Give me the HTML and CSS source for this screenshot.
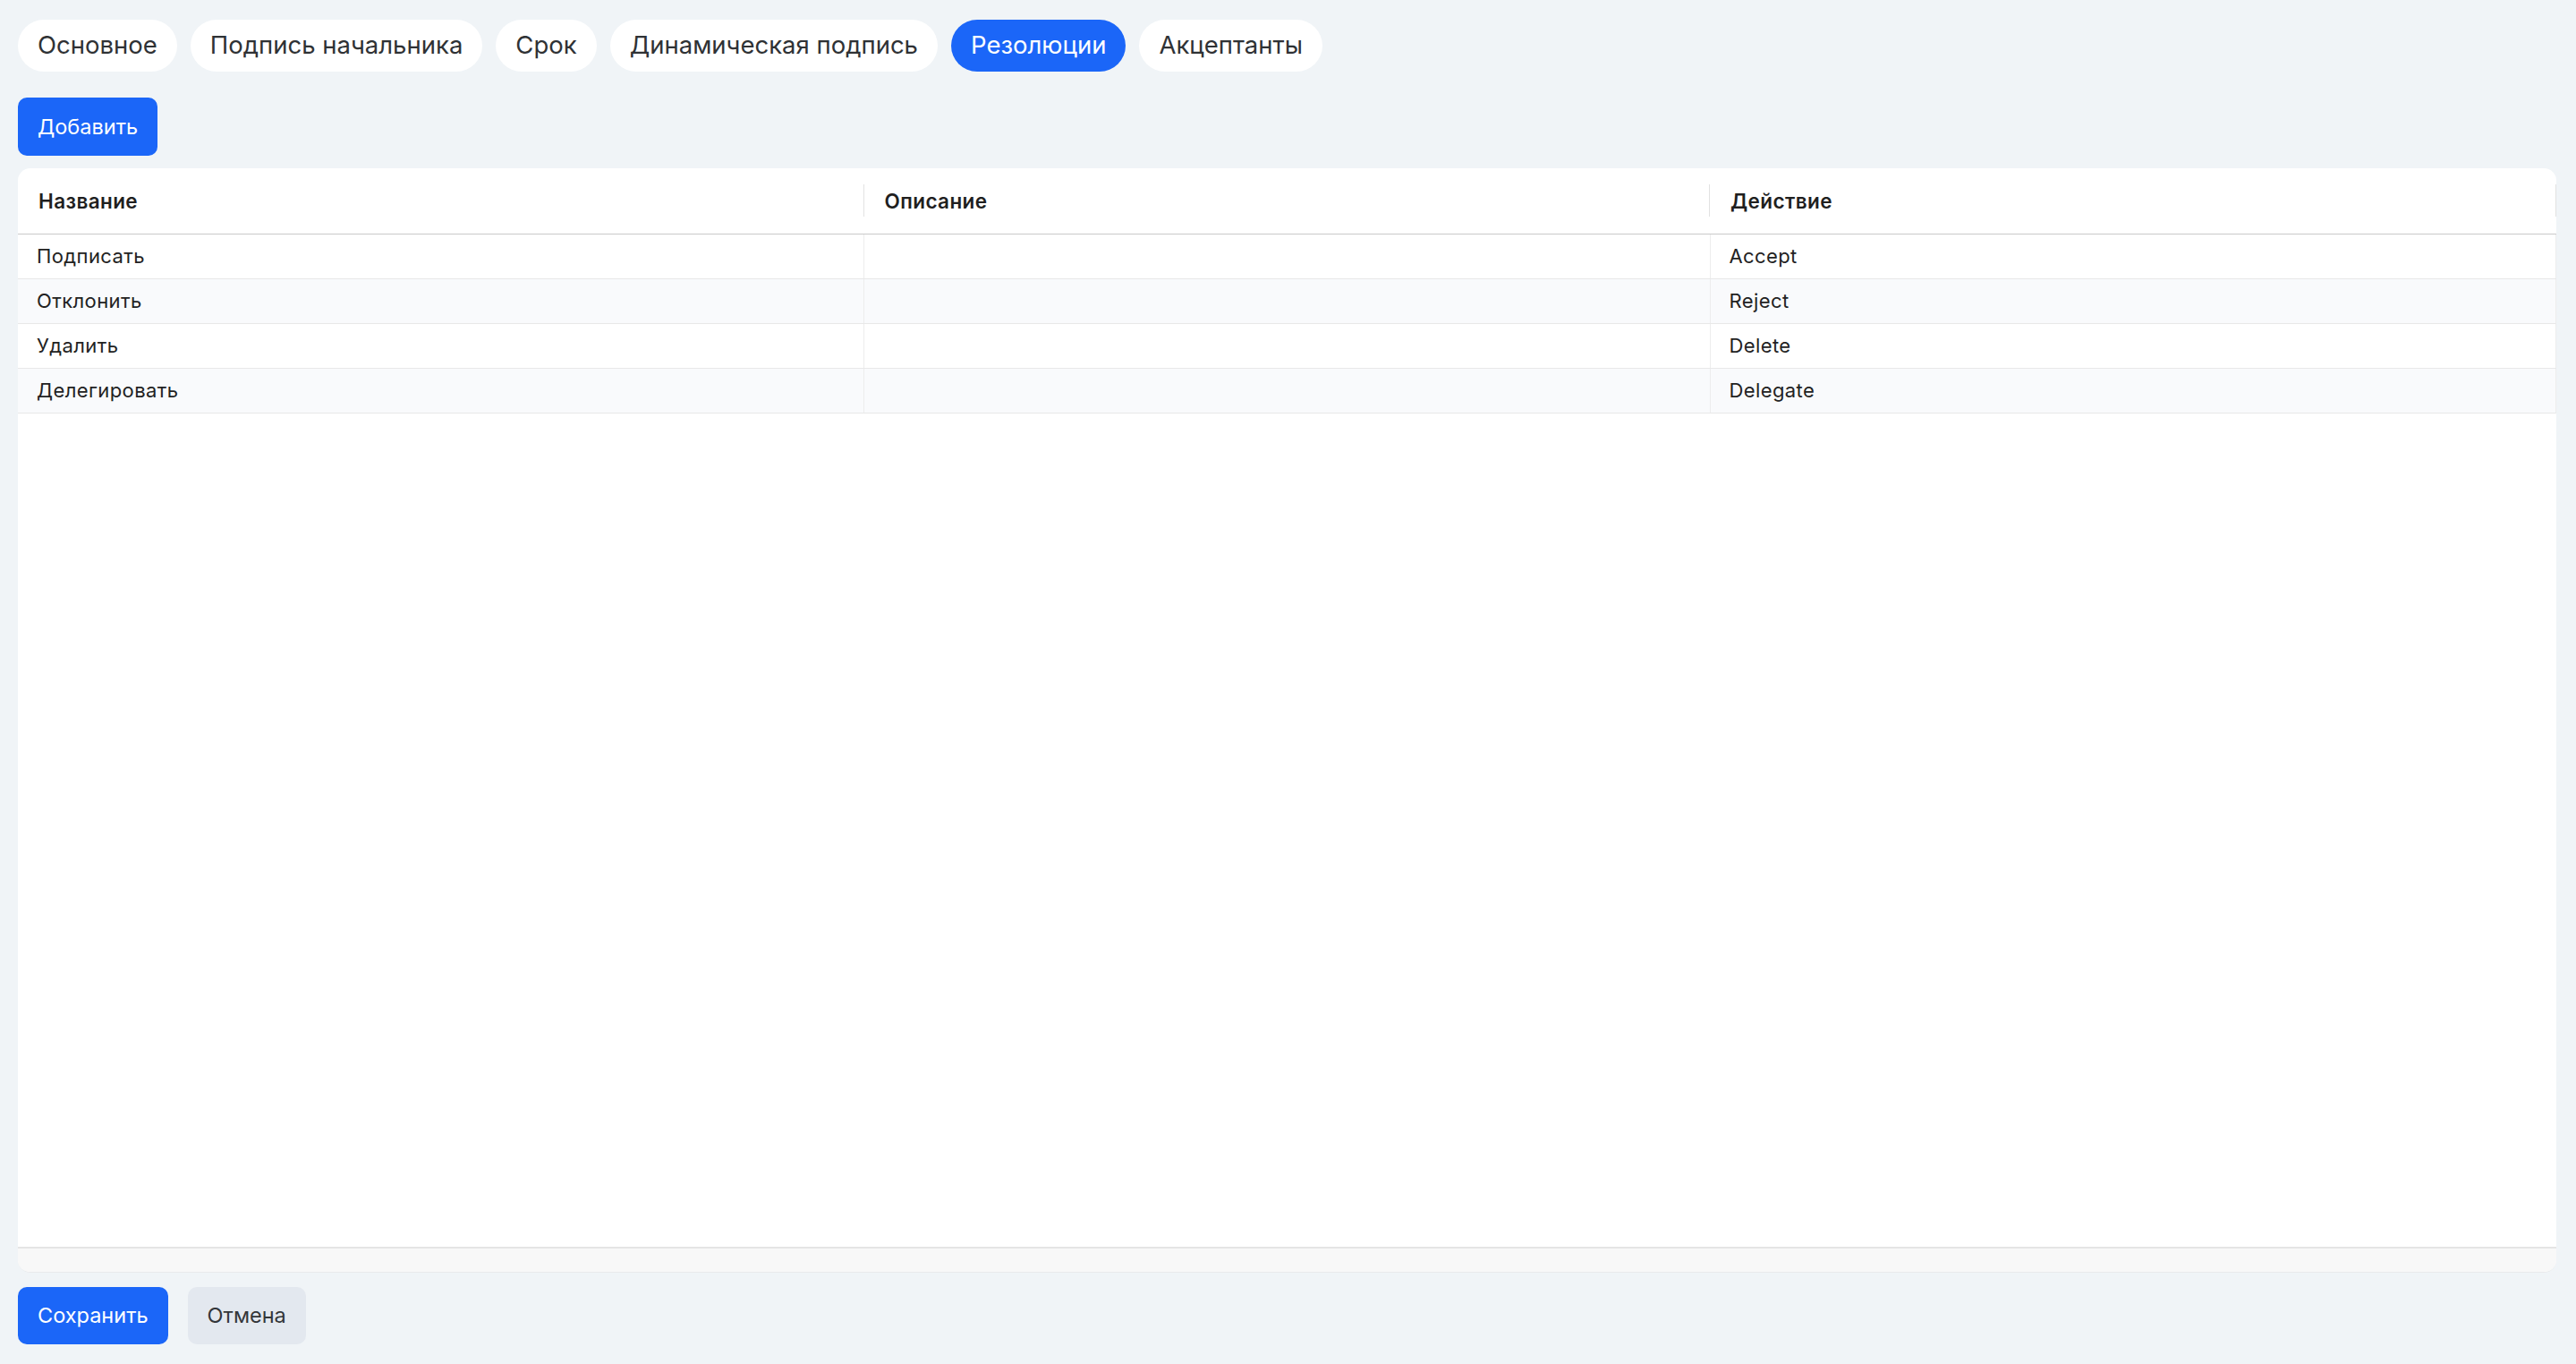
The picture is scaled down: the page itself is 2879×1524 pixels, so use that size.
FILE: index.html
```html
<!DOCTYPE html>
<html lang="ru">
<head>
<meta charset="utf-8">
<title>Резолюции</title>
<link rel="stylesheet" href="styles.css">
</head>
<body>
<div class="page">
  <nav class="tabs">
    <button class="tab">Основное</button>
    <button class="tab">Подпись начальника</button>
    <button class="tab">Срок</button>
    <button class="tab">Динамическая подпись</button>
    <button class="tab tab-active">Резолюции</button>
    <button class="tab">Акцептанты</button>
  </nav>

  <div class="toolbar">
    <button class="btn btn-primary btn-add">Добавить</button>
  </div>

  <section class="card">
    <table class="grid">
      <thead>
        <tr>
          <th>Название</th>
          <th>Описание</th>
          <th>Действие</th>
        </tr>
      </thead>
      <tbody>
        <tr><td>Подписать</td><td></td><td>Accept</td></tr>
        <tr class="alt"><td>Отклонить</td><td></td><td>Reject</td></tr>
        <tr><td>Удалить</td><td></td><td>Delete</td></tr>
        <tr class="alt"><td>Делегировать</td><td></td><td>Delegate</td></tr>
      </tbody>
    </table>
    <div class="grid-fill"></div>
    <div class="grid-footer"></div>
  </section>

  <div class="actions">
    <button class="btn btn-primary">Сохранить</button>
    <button class="btn btn-secondary">Отмена</button>
  </div>
</div>
</body>
</html>
```

FILE: styles.css
```css
* {
  box-sizing: border-box;
}

html, body {
  margin: 0;
  height: 100%;
}

body {
  background: #f0f4f7;
  font-family: "Inter", "Noto Sans", "Liberation Sans", sans-serif;
  color: #222;
}

.page {
  height: 100vh;
  display: flex;
  flex-direction: column;
  padding: 22px 22px 22px 20px;
}

.tabs {
  display: flex;
  gap: 15px;
}

.tab {
  height: 58px;
  padding: 0 22px;
  border: none;
  border-radius: 29px;
  background: #ffffff;
  color: #2f3235;
  font-family: inherit;
  font-size: 27.5px;
  font-weight: 400;
  line-height: 1;
  cursor: pointer;
}

.tab-active {
  background: #1b66f8;
  color: #ffffff;
}

.toolbar {
  display: flex;
  margin-top: 29px;
}

.btn {
  height: 64px;
  padding: 0 22px;
  border: none;
  border-radius: 10px;
  font-family: inherit;
  font-size: 23.5px;
  line-height: 1;
  cursor: pointer;
}

.btn-primary {
  background: #1b66f8;
  color: #ffffff;
}

.btn-secondary {
  background: #e3e8ef;
  color: #333639;
}

.btn-add {
  height: 65px;
}

.card {
  flex: 1;
  margin-top: 14px;
  background: #ffffff;
  border-radius: 14px;
  border-bottom: 1px solid #e9eaec;
  overflow: hidden;
  display: flex;
  flex-direction: column;
  min-height: 0;
}

.grid {
  width: 100%;
  border-collapse: collapse;
  table-layout: fixed;
}

.grid th {
  position: relative;
  height: 73px;
  padding: 0 0 0 23px;
  text-align: left;
  font-size: 22.5px;
  font-weight: 600;
  letter-spacing: 0.4px;
  color: #1f1f1f;
  border-bottom: 1px solid #c9c9c9;
}

.grid th::after {
  content: "";
  position: absolute;
  right: 0;
  top: 18px;
  height: 36px;
  width: 1px;
  background: #e2e2e2;
}

.grid td {
  height: 50px;
  padding: 0 0 0 21px;
  font-size: 22px;
  letter-spacing: 0.4px;
  color: #222222;
  border-bottom: 1px solid #e8e8e8;
  border-right: 1px solid #ededed;
}

.grid tr.alt td {
  background: #f9fafc;
}

.grid-fill {
  flex: 1;
}

.grid-footer {
  height: 28px;
  border-top: 2px solid #e5e5e5;
  background: #f8f8f8;
}

.actions {
  display: flex;
  gap: 22px;
  margin-top: 16px;
}
```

################

### The exercise
Leave out all pictures, then copy the remaining material exactly.

### Answer to the problem
Give me the HTML and CSS source for this screenshot.
The picture is scaled down: the page itself is 2879×1524 pixels, so use that size.
FILE: index.html
```html
<!DOCTYPE html>
<html lang="ru">
<head>
<meta charset="utf-8">
<title>Резолюции</title>
<link rel="stylesheet" href="styles.css">
</head>
<body>
<div class="page">
  <nav class="tabs">
    <button class="tab">Основное</button>
    <button class="tab">Подпись начальника</button>
    <button class="tab">Срок</button>
    <button class="tab">Динамическая подпись</button>
    <button class="tab tab-active">Резолюции</button>
    <button class="tab">Акцептанты</button>
  </nav>

  <div class="toolbar">
    <button class="btn btn-primary btn-add">Добавить</button>
  </div>

  <section class="card">
    <table class="grid">
      <thead>
        <tr>
          <th>Название</th>
          <th>Описание</th>
          <th>Действие</th>
        </tr>
      </thead>
      <tbody>
        <tr><td>Подписать</td><td></td><td>Accept</td></tr>
        <tr class="alt"><td>Отклонить</td><td></td><td>Reject</td></tr>
        <tr><td>Удалить</td><td></td><td>Delete</td></tr>
        <tr class="alt"><td>Делегировать</td><td></td><td>Delegate</td></tr>
      </tbody>
    </table>
    <div class="grid-fill"></div>
    <div class="grid-footer"></div>
  </section>

  <div class="actions">
    <button class="btn btn-primary">Сохранить</button>
    <button class="btn btn-secondary">Отмена</button>
  </div>
</div>
</body>
</html>
```

FILE: styles.css
```css
* {
  box-sizing: border-box;
}

html, body {
  margin: 0;
  height: 100%;
}

body {
  background: #f0f4f7;
  font-family: "Inter", "Noto Sans", "Liberation Sans", sans-serif;
  color: #222;
}

.page {
  height: 100vh;
  display: flex;
  flex-direction: column;
  padding: 22px 22px 22px 20px;
}

.tabs {
  display: flex;
  gap: 15px;
}

.tab {
  height: 58px;
  padding: 0 22px;
  border: none;
  border-radius: 29px;
  background: #ffffff;
  color: #2f3235;
  font-family: inherit;
  font-size: 27.5px;
  font-weight: 400;
  line-height: 1;
  cursor: pointer;
}

.tab-active {
  background: #1b66f8;
  color: #ffffff;
}

.toolbar {
  display: flex;
  margin-top: 29px;
}

.btn {
  height: 64px;
  padding: 0 22px;
  border: none;
  border-radius: 10px;
  font-family: inherit;
  font-size: 23.5px;
  line-height: 1;
  cursor: pointer;
}

.btn-primary {
  background: #1b66f8;
  color: #ffffff;
}

.btn-secondary {
  background: #e3e8ef;
  color: #333639;
}

.btn-add {
  height: 65px;
}

.card {
  flex: 1;
  margin-top: 14px;
  background: #ffffff;
  border-radius: 14px;
  border-bottom: 1px solid #e9eaec;
  overflow: hidden;
  display: flex;
  flex-direction: column;
  min-height: 0;
}

.grid {
  width: 100%;
  border-collapse: collapse;
  table-layout: fixed;
}

.grid th {
  position: relative;
  height: 73px;
  padding: 0 0 0 23px;
  text-align: left;
  font-size: 22.5px;
  font-weight: 600;
  letter-spacing: 0.4px;
  color: #1f1f1f;
  border-bottom: 1px solid #c9c9c9;
}

.grid th::after {
  content: "";
  position: absolute;
  right: 0;
  top: 18px;
  height: 36px;
  width: 1px;
  background: #e2e2e2;
}

.grid td {
  height: 50px;
  padding: 0 0 0 21px;
  font-size: 22px;
  letter-spacing: 0.4px;
  color: #222222;
  border-bottom: 1px solid #e8e8e8;
  border-right: 1px solid #ededed;
}

.grid tr.alt td {
  background: #f9fafc;
}

.grid-fill {
  flex: 1;
}

.grid-footer {
  height: 28px;
  border-top: 2px solid #e5e5e5;
  background: #f8f8f8;
}

.actions {
  display: flex;
  gap: 22px;
  margin-top: 16px;
}
```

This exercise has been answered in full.